The Fundamental Challenges that Insurance faces from Data Analytics

  • 15 July 2019

In October 2012, in a speech to the Financial Services Forum, I offering this prediction:

“I believe that over the next five years, tensions between the insurance industry and the general public around privacy issues will grow to be as controversial as the mis-selling of payment protection insurance is today.” 

I went on to outline ‘three big uncertainties’ that that would be fuelling this controversy:

  • “the rapidly changing way in how insurers are acquiring underwriting information to price their products”;
  • “what we actually mean by privacy…. It’s something that we recognise more by its loss, than by its presence.”
  • “changing attitudes around what we share and make public. The rise of social networks… allow us to find out all sorts of interesting things about people. This has excited insurers, who talk of data mining these social networks for underwriting purposes.”
Move Forward to 2018

Move forward just over five years, to January 2018 and a meeting of the UK Parliament’s Treasury Committee. The chief executive of the Financial Ombudsman Bureau told the committee that they were predicting the use of customer data by the financial services industry to be responsible for the next big surge of complaints after payment protection insurance dies down.

I was 3 months out, but otherwise, I’m afraid, pretty spot on. I was a lone voice back in 2012, but there are now many raising such questions. Yet time has moved on and the nature of the question has evolved. Clearly, the central issue is the use of customer data by the financial services industry, but with insurance, the presentation of that issue is much more nuanced. The shape of the problem, as I outlined in 2012 with my three big uncertainties, has evolved.

Profound Risk

Over the past six months, you’ll have noticed (and hopefully enjoyed) a series of posts on this blog, about the fundamental challenges raised by insurers’ use of data analytics. In those posts, I’ve covered six issues that I see as so fundamental that they could expose the insurance market to profound risk. And by ‘risk’, I mean the type that disrupts markets for all the wrong reasons – trust, confidence, stability and  the like.

I spent a great deal of time in 2018 thinking over these six fundamental challenges, discussing them with academics and fellow market practitioners. I’ve trialled them in speeches, to clients and wider audiences, and evolved them accordingly. They’ve drawn on my 18 years in the market, and my 18 years as a consultant. And surprisingly, after all this time, the postgraduate research I did at the University of Manchester in 1981 on the economic, political and social nature of risk evaluation.

Back to the present then. I’ve put the six posts together into a single ‘guide’ that is now available to download from the ‘Ethics and Insurance’ website. It provides the sector with a set of independent, informed and yes, sometimes challenging views on what lies ahead. Here’s the link.

All about Insurance 

Remember that the focus of the six posts in the download  is entirely on insurance, to the point that it does not cover some of the broader themes that data analytics presents, such as accountability and explainability. Much has already been written about those broader themes elsewhere, and those writings apply to any business sector undergoing digitalisation, not just insurance. The guide addresses themes that are unique to insurance.

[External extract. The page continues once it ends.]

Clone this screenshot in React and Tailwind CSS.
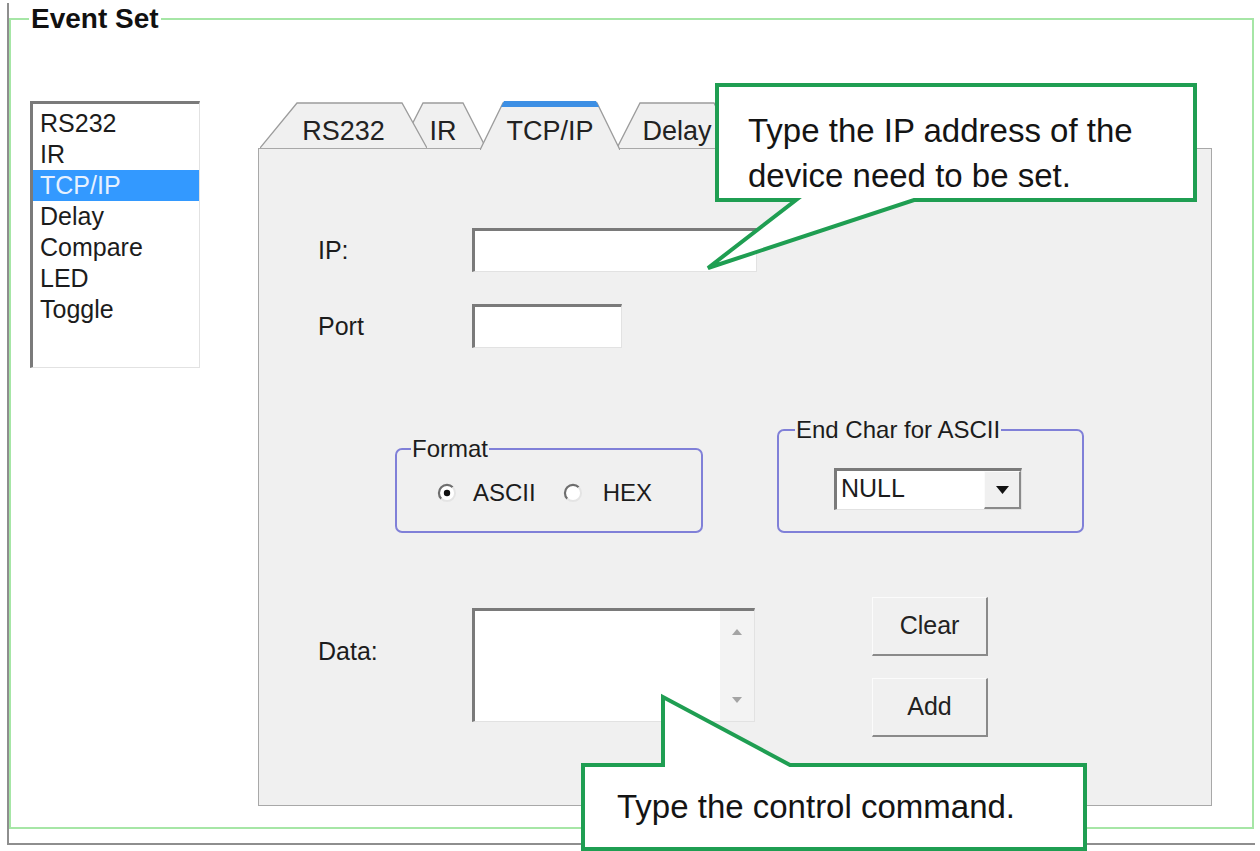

Like I did back in 2012, I am challenging the insurance sector to stand up and recognise these fundamental challenges. And I do so as a strong supporter of insurance, and of the need for it to innovate like any other sector. Yet I also want the market to innovate in ways that secure and build public trust.

Five years from now, in the summer of 2024, it will be very interesting to see how the market has risen to these challenges, and whether it did so voluntarily or through some form of political pressure. I hope the former, for a lot of what makes up this curious thing called trust comes from goodwill.